8. Rate of advancement. XP progression is horribly slow in this campaign, by design. Well, a more accurate statement would be to say that it's not quite as swift as other campaigns you may be used to. The game has been running since August 2003 and although we've had breaks from time to time, characters have only recently reached 9th level. The reason for the existence of the high-level game will become apparent once you read the logs.
We prefer players who are more concerned with developing characters with rich personal histories and interested in seeing those characters' attitudes and motivations change over a long period of time. Hack and slash and combat are important elements of the game, but are not emphasized as much as other campaigns that you may have participated in elsewhere.
9. Topicality. What is the game about? It's a fairly complex epic storyline of the "save-the-world" variety. I run another game set in the same world, and events/story arcs in this game sometimes affect and are affected by events/story arcs in the other. There are probably many of you who've played in numerous other games that had this type of plot, so it's understandable if you'll pass on this game.

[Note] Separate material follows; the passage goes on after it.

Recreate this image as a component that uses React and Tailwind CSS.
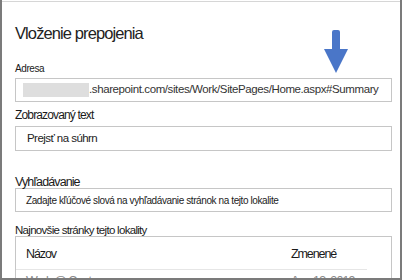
import React from "react"

const font = { fontFamily: '"Liberation Sans", Arial, sans-serif' }

const Arrow = () => (
  <svg
    className="absolute left-[321px] top-[29px]"
    width="26"
    height="45"
    viewBox="0 0 26 45"
  >
    <path
      d="M9 3 Q9 1 11 1 L15 1 Q17 1 17 3 L17 20 L25 20 L13 44 L1 20 L9 20 Z"
      fill="#4a76c8"
    />
  </svg>
)

export default function App() {
  return (
    <div
      className="relative w-[402px] h-[280px] bg-white text-[#1a1a1a] border-l-2 border-r-2 border-b-2 border-[#7b7b7b] overflow-hidden"
      style={font}
    >
      <div className="h-px bg-[#d6d6d6] mt-px" />
      <div className="pl-[13px] pr-[8px]">
        <h1 className="mt-[19px] h-[24px] text-[16.5px] leading-[24px] tracking-[-0.9px] text-[#222]">
          Vloženie prepojenia
        </h1>

        <div className="mt-[17px] h-[14px] text-[10px] leading-[14px] tracking-[-0.4px]">Adresa</div>
        <div className="mt-[2px] h-[24px] border border-[#c6c6c6] flex items-center pl-[7px] text-[11.5px] tracking-[-0.4px] text-[#333] overflow-hidden">
          <span className="shrink-0 inline-block w-[66px] h-[14px] bg-[#dedede]" />
          <span className="whitespace-nowrap">.sharepoint.com/sites/Work/SitePages/Home.aspx#Summary</span>
        </div>

        <div className="mt-[4px] h-[18px] text-[12px] leading-[18px] tracking-[-0.85px]">Zobrazovaný text</div>
        <div className="mt-[2px] h-[25px] border border-[#c6c6c6] flex items-center pl-[11px] text-[11.5px] tracking-[-0.55px] text-[#222]">
          Prejsť na súhrn
        </div>

        <div className="mt-[23px] h-[16px] text-[12.5px] leading-[16px] tracking-[-0.9px]">Vyhľadávanie</div>
        <div className="mt-[-2px] h-[24px] border border-[#c6c6c6] flex items-center pl-[10px] text-[10px] tracking-[-0.4px] text-[#222]">
          Zadajte kľúčové slová na vyhľadávanie stránok na tejto lokalite
        </div>

        <div className="mt-[11px] h-[14px] text-[11.5px] leading-[14px] tracking-[-0.7px]">
          Najnovšie stránky tejto lokality
        </div>
        <div className="mt-[-1px] h-[60px] border border-[#c6c6c6]">
          <div className="mr-[24px] flex h-[33px] items-end pb-[5px] pl-[10px] text-[12.5px] tracking-[-1.1px] border-b border-[#e6e6e6]">
            <span className="flex-1">Názov</span>
            <span className="w-[76px]">Zmenené</span>
          </div>
          <div className="mr-[24px] flex pt-[2px] pl-[10px] text-[12.5px] tracking-[-0.9px] text-[#8a8a8a]">
            <span className="flex-1">Work @ Contoso</span>
            <span className="w-[76px]">Aug 13, 2019</span>
          </div>
        </div>
      </div>
      <Arrow />
    </div>
  )
}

For those of you who ARE interested, you should know that in addition to the plot, the game is grounded in an exploration of certain questions of philosophy, namely the following:
A. What is realism and how does it relate to a coherent theory of truth? For that matter, what is truth, and how can we know truth from falsity?
B. In certain traditions, there is a Being which is omnipotent and omniscient and perfectly good. However, evil is manifestly present in the world. Therefore this Being cannot be omniscient, omnipotent and/or perfectly good. This campaign will attempt to present a discussion of the nature of the problem of evil.
C. What is knowledge, and is there a limit to the extent of human knowledge?
These questions are explored throughout the game on a number of levels, and serve to enrich the players' experience outside of the norm.